=== SUPPLIED INFORMATION ===
=-=-=-=-=

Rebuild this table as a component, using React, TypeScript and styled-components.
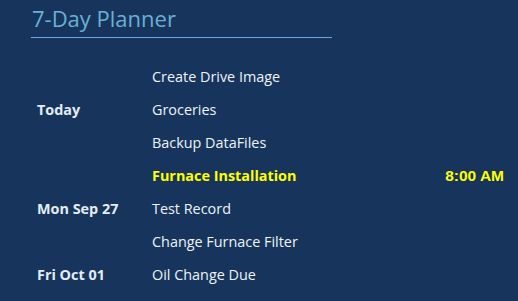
import React from "react";
import styled, { createGlobalStyle } from "styled-components";

const GlobalStyle = createGlobalStyle`
  html, body {
    margin: 0;
    padding: 0;
    background: #17355c;
  }
  body {
    font-family: "Open Sans", "Noto Sans", sans-serif;
  }
`;

const Page = styled.div`
  width: 518px;
  height: 301px;
  box-sizing: border-box;
  padding: 4px 14px 0 31px;
  background: #17355c;
  overflow: hidden;
`;

const Title = styled.h1`
  width: 300px;
  margin: 0;
  padding: 0 0 4px 1px;
  font-size: 22px;
  font-weight: 400;
  line-height: 29px;
  color: #68b0d6;
  border-bottom: 1px solid #6aa6e4;
`;

const Agenda = styled.div`
  margin-top: 22px;
  padding-left: 6px;
`;

const Group = styled.div`
  display: flex;
`;

const DayLabel = styled.div`
  width: 115px;
  flex: none;
  display: flex;
  align-items: center;
  font-size: 14.4px;
  font-weight: 700;
  color: #e4ecf6;
`;

const Items = styled.div`
  flex: 1;
  display: flex;
  flex-direction: column;
`;

const Item = styled.div<{ $hot?: boolean }>`
  height: 33px;
  display: flex;
  align-items: center;
  justify-content: space-between;
  font-size: 14.4px;
  font-weight: ${(p) => (p.$hot ? 700 : 400)};
  color: ${(p) => (p.$hot ? "#ffff00" : "#eef3f9")};
`;

const Time = styled.span`
  font-family: "Liberation Sans", Arial, sans-serif;
  font-size: 15.5px;
  font-weight: 700;
  color: #ffff00;
`;

type Entry = { title: string; time?: string; hot?: boolean };

const days: { label: string; items: Entry[] }[] = [
  {
    label: "Today",
    items: [{ title: "Create Drive Image" }, { title: "Groceries" }, { title: "Backup DataFiles" }],
  },
  {
    label: "Mon Sep 27",
    items: [
      { title: "Furnace Installation", time: "8:00 AM", hot: true },
      { title: "Test Record" },
      { title: "Change Furnace Filter" },
    ],
  },
  {
    label: "Fri Oct 01",
    items: [{ title: "Oil Change Due" }],
  },
];

export default function App() {
  return (
    <Page>
      <GlobalStyle />
      <Title>7-Day Planner</Title>
      <Agenda>
        {days.map((d) => (
          <Group key={d.label}>
            <DayLabel>{d.label}</DayLabel>
            <Items>
              {d.items.map((it) => (
                <Item key={it.title} $hot={it.hot}>
                  <span>{it.title}</span>
                  {it.time && <Time>{it.time}</Time>}
                </Item>
              ))}
            </Items>
          </Group>
        ))}
      </Agenda>
    </Page>
  );
}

=-=-=-=-=

=== WRITTEN EXERCISE ===
Reproduce the full listing above verbatim, with no pictures included.

=== THE RESULT ===
Rebuild this table as a component, using React, TypeScript and styled-components.
import React from "react";
import styled, { createGlobalStyle } from "styled-components";

const GlobalStyle = createGlobalStyle`
  html, body {
    margin: 0;
    padding: 0;
    background: #17355c;
  }
  body {
    font-family: "Open Sans", "Noto Sans", sans-serif;
  }
`;

const Page = styled.div`
  width: 518px;
  height: 301px;
  box-sizing: border-box;
  padding: 4px 14px 0 31px;
  background: #17355c;
  overflow: hidden;
`;

const Title = styled.h1`
  width: 300px;
  margin: 0;
  padding: 0 0 4px 1px;
  font-size: 22px;
  font-weight: 400;
  line-height: 29px;
  color: #68b0d6;
  border-bottom: 1px solid #6aa6e4;
`;

const Agenda = styled.div`
  margin-top: 22px;
  padding-left: 6px;
`;

const Group = styled.div`
  display: flex;
`;

const DayLabel = styled.div`
  width: 115px;
  flex: none;
  display: flex;
  align-items: center;
  font-size: 14.4px;
  font-weight: 700;
  color: #e4ecf6;
`;

const Items = styled.div`
  flex: 1;
  display: flex;
  flex-direction: column;
`;

const Item = styled.div<{ $hot?: boolean }>`
  height: 33px;
  display: flex;
  align-items: center;
  justify-content: space-between;
  font-size: 14.4px;
  font-weight: ${(p) => (p.$hot ? 700 : 400)};
  color: ${(p) => (p.$hot ? "#ffff00" : "#eef3f9")};
`;

const Time = styled.span`
  font-family: "Liberation Sans", Arial, sans-serif;
  font-size: 15.5px;
  font-weight: 700;
  color: #ffff00;
`;

type Entry = { title: string; time?: string; hot?: boolean };

const days: { label: string; items: Entry[] }[] = [
  {
    label: "Today",
    items: [{ title: "Create Drive Image" }, { title: "Groceries" }, { title: "Backup DataFiles" }],
  },
  {
    label: "Mon Sep 27",
    items: [
      { title: "Furnace Installation", time: "8:00 AM", hot: true },
      { title: "Test Record" },
      { title: "Change Furnace Filter" },
    ],
  },
  {
    label: "Fri Oct 01",
    items: [{ title: "Oil Change Due" }],
  },
];

export default function App() {
  return (
    <Page>
      <GlobalStyle />
      <Title>7-Day Planner</Title>
      <Agenda>
        {days.map((d) => (
          <Group key={d.label}>
            <DayLabel>{d.label}</DayLabel>
            <Items>
              {d.items.map((it) => (
                <Item key={it.title} $hot={it.hot}>
                  <span>{it.title}</span>
                  {it.time && <Time>{it.time}</Time>}
                </Item>
              ))}
            </Items>
          </Group>
        ))}
      </Agenda>
    </Page>
  );
}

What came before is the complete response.